Aim of the exercise: Do not copy the pictures; transcribe all other material exactly.

===============

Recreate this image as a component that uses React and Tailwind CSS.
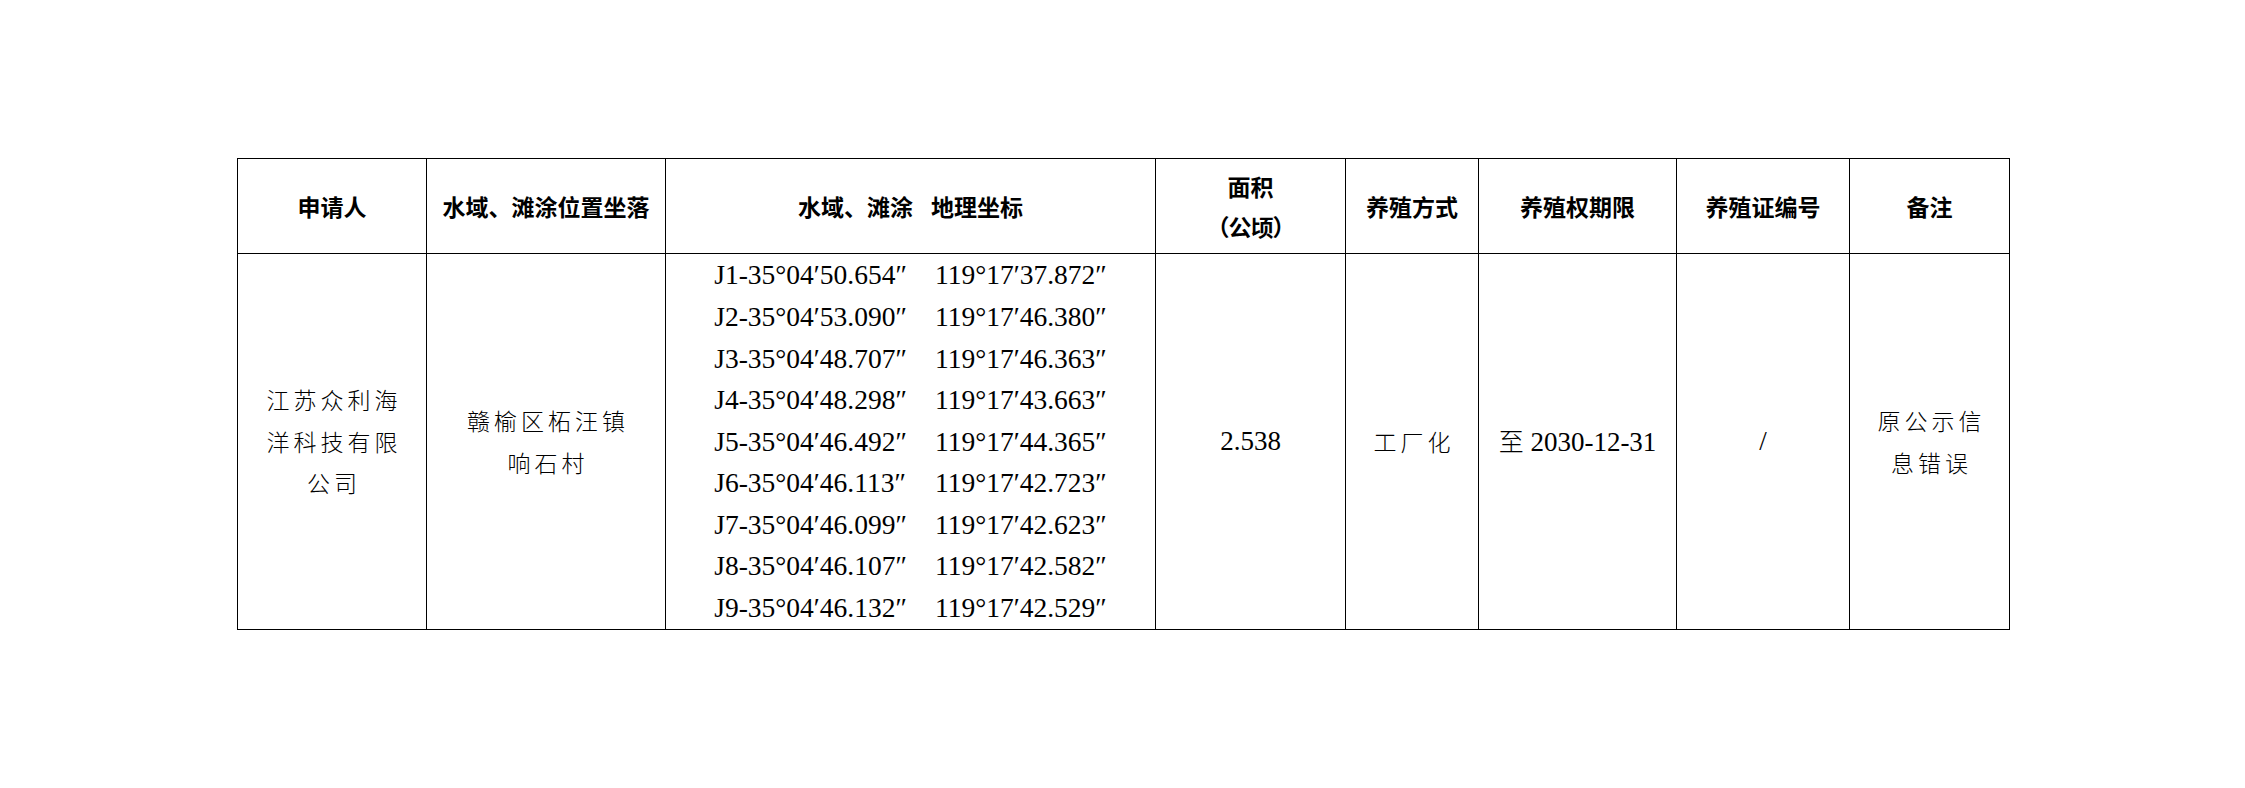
const coords = [
  ["J1-35°04′50.654″", "119°17′37.872″"],
  ["J2-35°04′53.090″", "119°17′46.380″"],
  ["J3-35°04′48.707″", "119°17′46.363″"],
  ["J4-35°04′48.298″", "119°17′43.663″"],
  ["J5-35°04′46.492″", "119°17′44.365″"],
  ["J6-35°04′46.113″", "119°17′42.723″"],
  ["J7-35°04′46.099″", "119°17′42.623″"],
  ["J8-35°04′46.107″", "119°17′42.582″"],
  ["J9-35°04′46.132″", "119°17′42.529″"],
];

const head =
  "flex flex-col items-center justify-center border-r border-b border-black font-['Noto_Sans_CJK_SC',sans-serif] text-[23px] font-bold leading-[40px] whitespace-nowrap";
const cjkCell =
  "flex items-center justify-center border-r border-b border-black font-['Noto_Sans_CJK_SC',sans-serif] text-[23px] font-light tracking-[4px] pl-[4px] leading-[41.6px] text-center";
const serifCell =
  "flex items-center justify-center border-r border-b border-black font-['Liberation_Serif','Noto_Sans_CJK_SC',serif] text-[27px] leading-[41.6px]";

export default function App() {
  return (
    <div className="min-h-screen bg-white pt-[158px] pl-[237px]">
      <div className="grid w-fit grid-cols-[189px_239px_490px_190px_133px_198px_173px_160px] grid-rows-[95px_376px] border-l border-t border-black text-black">
        {/* Header row */}
        <div className={head}>申请人</div>
        <div className={head}>水域、滩涂位置坐落</div>
        <div className={head}>
          <span>
            水域、滩涂<span className="inline-block w-[18px]" />地理坐标
          </span>
        </div>
        <div className={head}>
          <span>面积</span>
          <span className="tracking-[-1px]">（公顷）</span>
        </div>
        <div className={head}>养殖方式</div>
        <div className={head}>养殖权期限</div>
        <div className={head}>养殖证编号</div>
        <div className={head}>备注</div>

        {/* Data row */}
        <div className={cjkCell}>
          <p>
            江苏众利海
            <br />
            洋科技有限
            <br />
            公司
          </p>
        </div>
        <div className={cjkCell}>
          <p>
            赣榆区柘汪镇
            <br />
            响石村
          </p>
        </div>
        <div className={serifCell}>
          <div className="grid grid-cols-[auto_auto] gap-x-[28px] whitespace-nowrap text-[27.5px]">
            {coords.map(([a, b]) => (
              <div key={a} className="contents">
                <span>{a}</span>
                <span>{b}</span>
              </div>
            ))}
          </div>
        </div>
        <div className={serifCell}>2.538</div>
        <div className={cjkCell}>工厂化</div>
        <div className={serifCell}>
          <span>
            <span className="font-['Noto_Sans_CJK_SC',sans-serif] font-light text-[25px]">至</span> 2030-12-31
          </span>
        </div>
        <div className={serifCell}>/</div>
        <div className={cjkCell}>
          <p>
            原公示信
            <br />
            息错误
          </p>
        </div>
      </div>
    </div>
  );
}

===============

Completed exercise:
Recreate this image as a component that uses React and Tailwind CSS.
const coords = [
  ["J1-35°04′50.654″", "119°17′37.872″"],
  ["J2-35°04′53.090″", "119°17′46.380″"],
  ["J3-35°04′48.707″", "119°17′46.363″"],
  ["J4-35°04′48.298″", "119°17′43.663″"],
  ["J5-35°04′46.492″", "119°17′44.365″"],
  ["J6-35°04′46.113″", "119°17′42.723″"],
  ["J7-35°04′46.099″", "119°17′42.623″"],
  ["J8-35°04′46.107″", "119°17′42.582″"],
  ["J9-35°04′46.132″", "119°17′42.529″"],
];

const head =
  "flex flex-col items-center justify-center border-r border-b border-black font-['Noto_Sans_CJK_SC',sans-serif] text-[23px] font-bold leading-[40px] whitespace-nowrap";
const cjkCell =
  "flex items-center justify-center border-r border-b border-black font-['Noto_Sans_CJK_SC',sans-serif] text-[23px] font-light tracking-[4px] pl-[4px] leading-[41.6px] text-center";
const serifCell =
  "flex items-center justify-center border-r border-b border-black font-['Liberation_Serif','Noto_Sans_CJK_SC',serif] text-[27px] leading-[41.6px]";

export default function App() {
  return (
    <div className="min-h-screen bg-white pt-[158px] pl-[237px]">
      <div className="grid w-fit grid-cols-[189px_239px_490px_190px_133px_198px_173px_160px] grid-rows-[95px_376px] border-l border-t border-black text-black">
        {/* Header row */}
        <div className={head}>申请人</div>
        <div className={head}>水域、滩涂位置坐落</div>
        <div className={head}>
          <span>
            水域、滩涂<span className="inline-block w-[18px]" />地理坐标
          </span>
        </div>
        <div className={head}>
          <span>面积</span>
          <span className="tracking-[-1px]">（公顷）</span>
        </div>
        <div className={head}>养殖方式</div>
        <div className={head}>养殖权期限</div>
        <div className={head}>养殖证编号</div>
        <div className={head}>备注</div>

        {/* Data row */}
        <div className={cjkCell}>
          <p>
            江苏众利海
            <br />
            洋科技有限
            <br />
            公司
          </p>
        </div>
        <div className={cjkCell}>
          <p>
            赣榆区柘汪镇
            <br />
            响石村
          </p>
        </div>
        <div className={serifCell}>
          <div className="grid grid-cols-[auto_auto] gap-x-[28px] whitespace-nowrap text-[27.5px]">
            {coords.map(([a, b]) => (
              <div key={a} className="contents">
                <span>{a}</span>
                <span>{b}</span>
              </div>
            ))}
          </div>
        </div>
        <div className={serifCell}>2.538</div>
        <div className={cjkCell}>工厂化</div>
        <div className={serifCell}>
          <span>
            <span className="font-['Noto_Sans_CJK_SC',sans-serif] font-light text-[25px]">至</span> 2030-12-31
          </span>
        </div>
        <div className={serifCell}>/</div>
        <div className={cjkCell}>
          <p>
            原公示信
            <br />
            息错误
          </p>
        </div>
      </div>
    </div>
  );
}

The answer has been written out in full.